NOW That’s What I Call Music! is primarily a compilation of current hits, but it’s also a vehicle for pushing Sony artists, which helps explain why the same damn artists appear on it over and over again, even if their hit-making credentials are questionable at best. I’m not sure I ever had all that much to say about Chris Brown, Ne-Yo, Yung Berg, Leona Lewis, Boys Like Girls, or Daughtry, all of whom pop up again here. Damn you, Sony! Why must you thrust these artists down our collective throat? Oh yeah, because you’re a multi-national corporation with a vested interest in breaking new artists and reviving older ones.

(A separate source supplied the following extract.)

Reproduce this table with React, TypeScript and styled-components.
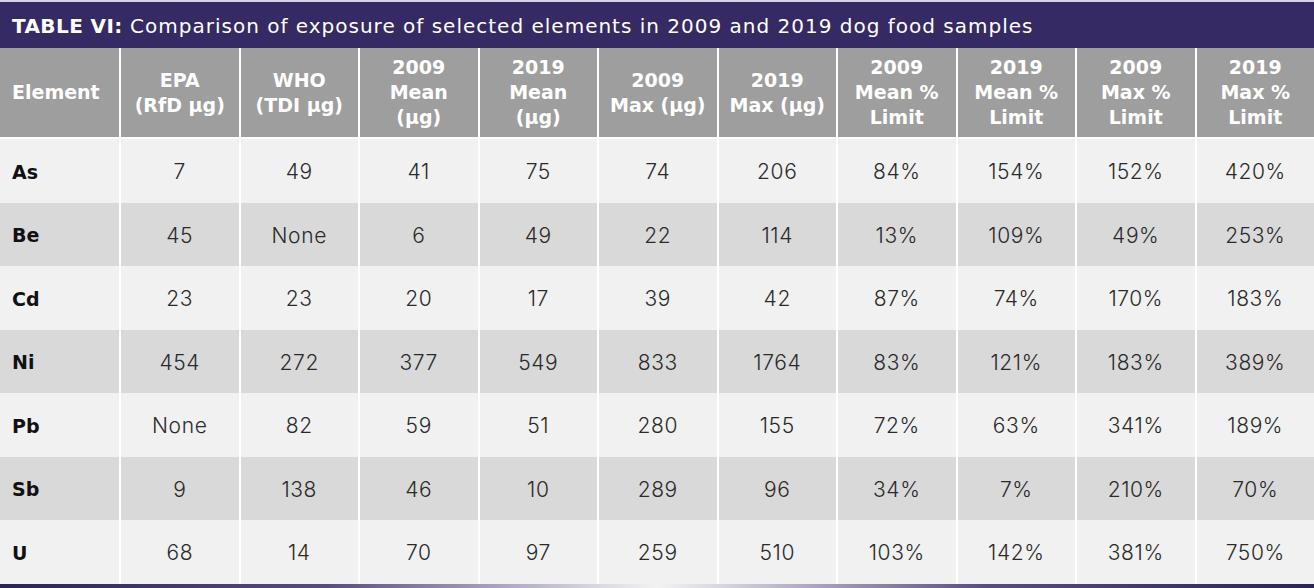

Up Next on THEN! Lady Gaga arrives, John Legend and André 3000 give us the green light, and Taylor Swift is so fucking adorable you could just die (and might!)

Outside the Bubble: What else was happening in pop in the winter of 2008

  • Guns N’ Roses (a.k.a. Axl Rose and some dudes) release the first single from Chinese Democracy.
  • Levi Stubbs, lead singer of The Four Tops and the voice of Little Shop of Horrors’ Audrey II, dies, becomes plant food.
  • Q-Tip returns with the nice/wildly overrated comeback album The Renaissance.
  • Vanilla Ice poignantly/pathetically releases an album called Vanilla Ice Is Back!